= WHAT YOU SHOULD DO =
Drop the pictures, then extract the listing word for word.

= DATA EXCERPT =
┌──

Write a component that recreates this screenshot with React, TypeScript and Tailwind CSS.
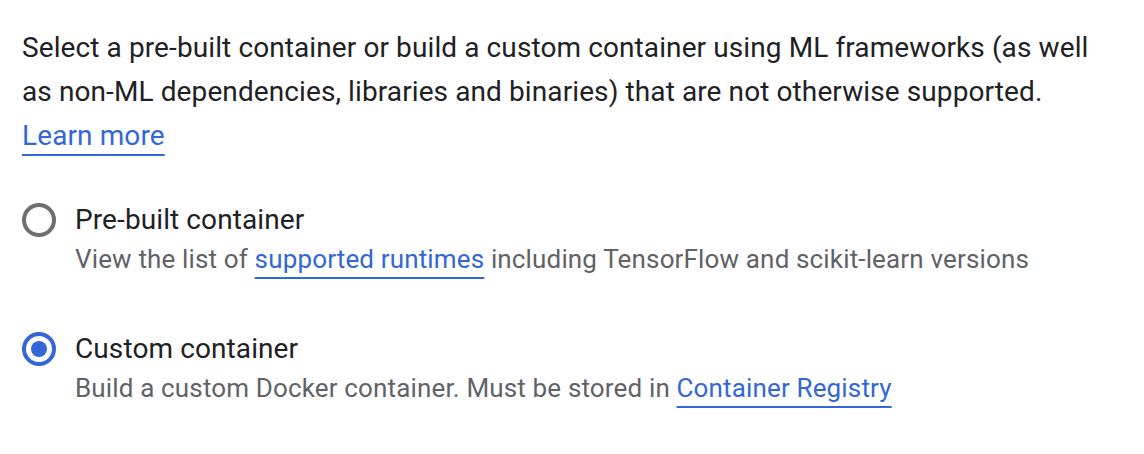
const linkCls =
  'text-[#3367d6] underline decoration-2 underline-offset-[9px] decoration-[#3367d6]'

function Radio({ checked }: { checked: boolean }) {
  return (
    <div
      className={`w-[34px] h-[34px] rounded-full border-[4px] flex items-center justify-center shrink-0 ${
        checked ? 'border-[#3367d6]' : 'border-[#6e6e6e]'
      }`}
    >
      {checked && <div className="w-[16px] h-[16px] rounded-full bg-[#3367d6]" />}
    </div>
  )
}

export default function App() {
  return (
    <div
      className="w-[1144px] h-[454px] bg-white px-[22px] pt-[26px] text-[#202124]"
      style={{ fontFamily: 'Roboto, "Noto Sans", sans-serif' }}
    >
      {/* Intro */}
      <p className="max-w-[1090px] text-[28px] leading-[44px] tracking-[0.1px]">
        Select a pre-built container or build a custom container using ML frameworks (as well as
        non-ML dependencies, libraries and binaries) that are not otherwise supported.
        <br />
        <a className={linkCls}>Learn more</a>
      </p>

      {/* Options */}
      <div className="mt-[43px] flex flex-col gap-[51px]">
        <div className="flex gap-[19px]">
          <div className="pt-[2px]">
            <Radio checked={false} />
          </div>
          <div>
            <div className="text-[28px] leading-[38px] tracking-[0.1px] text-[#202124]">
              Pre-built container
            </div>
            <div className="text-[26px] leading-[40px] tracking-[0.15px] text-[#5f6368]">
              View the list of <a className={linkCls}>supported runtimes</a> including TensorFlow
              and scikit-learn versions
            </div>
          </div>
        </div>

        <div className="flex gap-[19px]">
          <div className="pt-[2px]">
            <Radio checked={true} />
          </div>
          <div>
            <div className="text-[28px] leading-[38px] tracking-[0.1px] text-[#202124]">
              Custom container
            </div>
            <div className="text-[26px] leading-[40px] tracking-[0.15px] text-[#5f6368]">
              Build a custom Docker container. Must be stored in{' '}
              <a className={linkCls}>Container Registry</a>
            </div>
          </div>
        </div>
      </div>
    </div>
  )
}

└──

= TASK ANSWER =
Write a component that recreates this screenshot with React, TypeScript and Tailwind CSS.
const linkCls =
  'text-[#3367d6] underline decoration-2 underline-offset-[9px] decoration-[#3367d6]'

function Radio({ checked }: { checked: boolean }) {
  return (
    <div
      className={`w-[34px] h-[34px] rounded-full border-[4px] flex items-center justify-center shrink-0 ${
        checked ? 'border-[#3367d6]' : 'border-[#6e6e6e]'
      }`}
    >
      {checked && <div className="w-[16px] h-[16px] rounded-full bg-[#3367d6]" />}
    </div>
  )
}

export default function App() {
  return (
    <div
      className="w-[1144px] h-[454px] bg-white px-[22px] pt-[26px] text-[#202124]"
      style={{ fontFamily: 'Roboto, "Noto Sans", sans-serif' }}
    >
      {/* Intro */}
      <p className="max-w-[1090px] text-[28px] leading-[44px] tracking-[0.1px]">
        Select a pre-built container or build a custom container using ML frameworks (as well as
        non-ML dependencies, libraries and binaries) that are not otherwise supported.
        <br />
        <a className={linkCls}>Learn more</a>
      </p>

      {/* Options */}
      <div className="mt-[43px] flex flex-col gap-[51px]">
        <div className="flex gap-[19px]">
          <div className="pt-[2px]">
            <Radio checked={false} />
          </div>
          <div>
            <div className="text-[28px] leading-[38px] tracking-[0.1px] text-[#202124]">
              Pre-built container
            </div>
            <div className="text-[26px] leading-[40px] tracking-[0.15px] text-[#5f6368]">
              View the list of <a className={linkCls}>supported runtimes</a> including TensorFlow
              and scikit-learn versions
            </div>
          </div>
        </div>

        <div className="flex gap-[19px]">
          <div className="pt-[2px]">
            <Radio checked={true} />
          </div>
          <div>
            <div className="text-[28px] leading-[38px] tracking-[0.1px] text-[#202124]">
              Custom container
            </div>
            <div className="text-[26px] leading-[40px] tracking-[0.15px] text-[#5f6368]">
              Build a custom Docker container. Must be stored in{' '}
              <a className={linkCls}>Container Registry</a>
            </div>
          </div>
        </div>
      </div>
    </div>
  )
}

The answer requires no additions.